With holiday shopping days about to kick into full swing, many of us will be using our ATM/debit cards for those gift transactions. Because 8 out of 10 customers prefer plastic to paper, many retailers have ATM machines in their place of business or located nearby. But during the holiday months especially, scammers can be found wherever these transactions occur.
The Better Business Bureau provides the following tips on how to be safe when using an ATM machine, along with some tips to protect yourself from being a victim of ATM skimming.
- Pay close attention to the ATM and your surroundings. Don’t select an ATM at the corner of a building – corners create a blind spot. Use an ATM located near the center of a building. Do your automated banking in a public, well-lighted location that is free of shrubbery and decorative partitions or dividers.
- Maintain awareness of your surroundings throughout the entire transaction. When leaving an ATM make sure you are not being followed. If you are, drive immediately to a police or fire station, or to a crowded, well-lighted location or business.
- Do not allow people to look over your shoulder as you enter your PIN.
- Do not wear expensive jewelry or take other valuables to the ATM. This is an added incentive to an assailant.
- Never count cash at the machine or in public. Wait until you are in your car or another secure place.
- When using a drive-up ATM, keep your engine running and your doors locked.
- Closely monitor your bank statements, and immediately report any problems to your bank.
- If you are involved in a confrontation with an assailant who demands your money, COMPLY.
How to Avoid being Skimmed
Another risk that holiday shoppers can run into is falling victim to “Skimmers”. Skimmers are devices planted on ATMs that are often unnoticed by users. Often made from plastic or plaster, they blend right into the ATM. The device is often a realistic-looking card reader placed over the actual installed card reader.

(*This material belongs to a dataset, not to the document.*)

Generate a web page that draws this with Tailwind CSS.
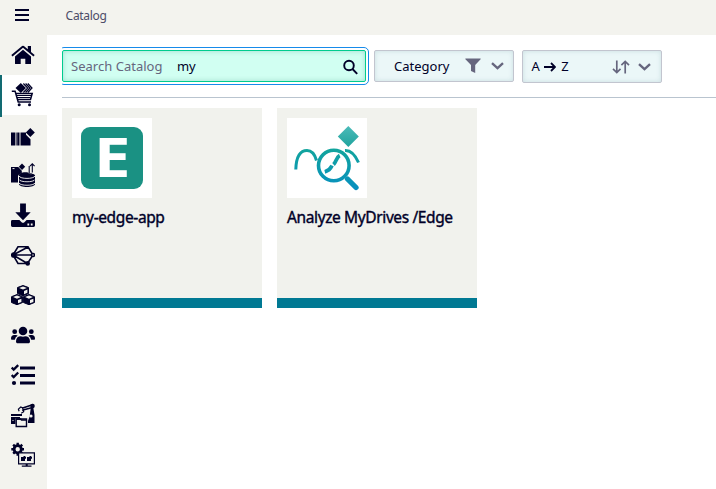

Customers insert their ATM card into the phony reader, and their account info is swiped and stored on a small attached laptop or cell phone waiting nearby.

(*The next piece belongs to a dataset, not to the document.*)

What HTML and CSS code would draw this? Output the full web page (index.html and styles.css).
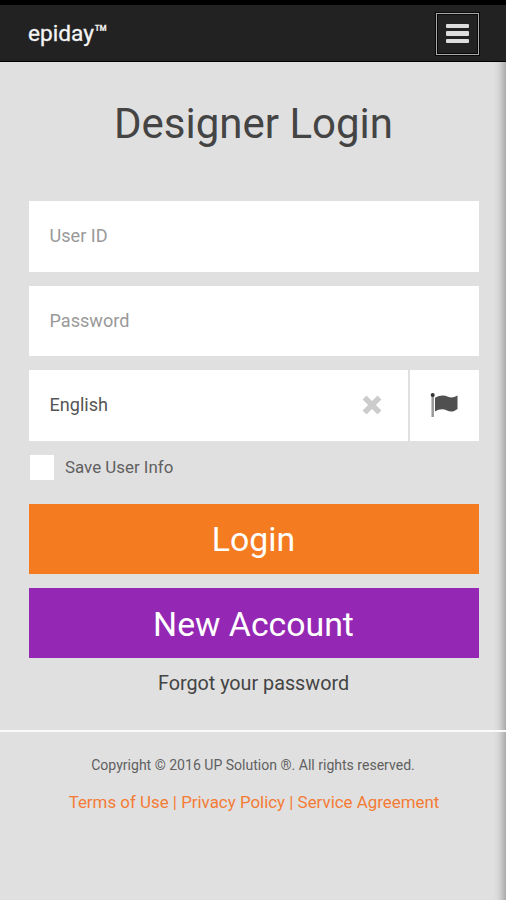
FILE: index.html
```html
<!DOCTYPE html>
<html lang="en">
<head>
<meta charset="utf-8">
<title>epiday</title>
<link rel="stylesheet" href="styles.css">
</head>
<body>
<header class="navbar">
  <span class="brand">epiday™</span>
  <button class="menu" aria-label="Menu"><span class="bar"></span><span class="bar"></span><span class="bar"></span></button>
</header>
<div class="page">
  <main class="content">
    <h1 class="title"><span>Designer Login</span></h1>
    <form class="form">
      <div class="field hint"><span>User ID</span></div>
      <div class="field hint"><span>Password</span></div>
      <div class="language">
        <div class="field select"><span>English</span>
          <svg class="clear" viewBox="0 0 20 20"><path d="M4.500 4.500 15.500 15.500M15.500 4.500 4.500 15.500"/></svg>
        </div>
        <div class="flag-box">
          <svg class="flag" viewBox="0 0 28 25"><path class="pole" d="M2.700 3V24"/><circle cx="2.700" cy="2" r="2"/><path class="cloth" d="M5 4.800C10 1.800 14 1.800 18 3.700C21 5 24 4.600 27.500 2.500V16C24 18.800 20.500 19.300 17 17.500C13 15.500 9 16 5 18.600Z"/></svg>
        </div>
      </div>
      <div class="remember"><span class="checkbox"></span><span class="save">Save User Info</span></div>
      <button type="button" class="btn login"><span>Login</span></button>
      <button type="button" class="btn account"><span>New Account</span></button>
      <div class="forgot"><span>Forgot your password</span></div>
    </form>
  </main>
  <footer class="footer">
    <div class="copyright"><span>Copyright © 2016 UP Solution ®. All rights reserved.</span></div>
    <div class="links"><span>Terms of Use | Privacy Policy | Service Agreement</span></div>
  </footer>
</div>
</body>
</html>
```
FILE: styles.css
```css
* { box-sizing: border-box; }
body {
  margin: 0;
  height: 900px;
  display: flex;
  flex-direction: column;
  overflow: hidden;
  background: #e0e0e0;
  color: #444;
  font-family: Roboto, "Liberation Sans", sans-serif;
}
.navbar {
  height: 62px;
  padding: 8px 27px 0 28px;
  border-top: 5px solid #000;
  border-bottom: 1px solid #000;
  background: #222;
  display: flex;
  justify-content: space-between;
}
.brand { color: #f4f4f4; font-size: 22.700px; line-height: 41px; -webkit-text-stroke: 0.300px #f4f4f4; }
.menu {
  width: 43px;
  height: 42px;
  margin: 0;
  padding: 0 0 1px;
  border: 1px solid #aaa;
  outline: 1px solid #080808;
  background: #222;
  box-shadow: inset 0 0 0 1px #080808;
  display: flex;
  flex-direction: column;
  align-items: center;
  justify-content: center;
  gap: 3px;
}
.bar { width: 23px; height: 4.500px; border-radius: 1px; background: #ddd; }
.page {
  flex: 1;
  background: linear-gradient(to left, #aaa 0, #c4c4c4 4px, #d8d8d8 8px, #e0e0e0 13px);
}
.content { height: 668px; padding: 29px 27.500px 0 28.500px; }
.title { margin: 0 0 44px; height: 66px; font-weight: 400; font-size: 42px; line-height: 66px; text-align: center; }
.form { display: flex; flex-direction: column; }
.field {
  height: 70.500px;
  margin-bottom: 14px;
  padding: 0 21px 1px;
  background: #fff;
  display: flex;
  align-items: center;
  font-size: 18.100px;
  color: #555;
}
.hint { color: #999; }
.language { display: flex; gap: 2px; margin-bottom: 14.500px; }
.select { flex: 1; margin: 0; justify-content: space-between; padding-right: 26px; padding-bottom: 2px; }
.clear { width: 20px; height: 20px; margin-top: 2px; fill: none; stroke: #ccc; stroke-width: 5.500; stroke-linecap: square; }
.flag-box { width: 68.500px; height: 70.500px; padding-right: 1px; background: #fff; display: flex; align-items: center; justify-content: center; }
.flag { width: 28px; height: 25px; fill: #333; }
.pole { stroke: #999; stroke-width: 2.500; }
.cloth { fill: #505050; }
.remember { height: 25px; display: flex; align-items: center; gap: 11px; padding-left: 1px; margin-bottom: 23.500px; font-size: 16.900px; color: #606060; }
.checkbox { width: 24.500px; height: 24.500px; background: #fff; }
.save { margin-top: -1px; }
.btn { height: 70px; margin: 0 0 14.500px; padding: 2px 0 0; border: 0; color: #fff; font-family: inherit; font-size: 33.800px; }
.login { background: #f47b20; }
.account { background: #9427b3; }
.forgot { margin-top: -2px; line-height: 26px; text-align: center; font-size: 19.750px; }
.footer { border-top: 2px solid #fafafa; padding-top: 22px; text-align: center; }
.copyright { line-height: 22px; font-size: 14.050px; color: #606060; }
.links { margin-top: 14px; padding-left: 2px; line-height: 24px; font-size: 16.900px; color: #f47b34; }
```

Skimming typically involves the use of a hidden camera to record customers’ entry of their PINs into the ATM’s keypad. In some cases, criminals attach a phony keypad on top of the real keypad which records every keystroke as customers punch in their PINs.
Before you use your ATM card:
- Inspect the ATM, gas pump, or credit card reader before using it…be suspicious if you see anything loose, crooked, or damaged,
- When entering your PIN, block the keypad with your other hand to prevent possible hidden cameras from recording your number.
- If possible, use an ATM at an inside location (less access for criminals to install skimmers).
- Be careful of ATMs in tourist areas…they are a popular target of skimmers.
- If your card isn’t returned after the transaction or after hitting “cancel,” immediately contact the financial institution that issued the card.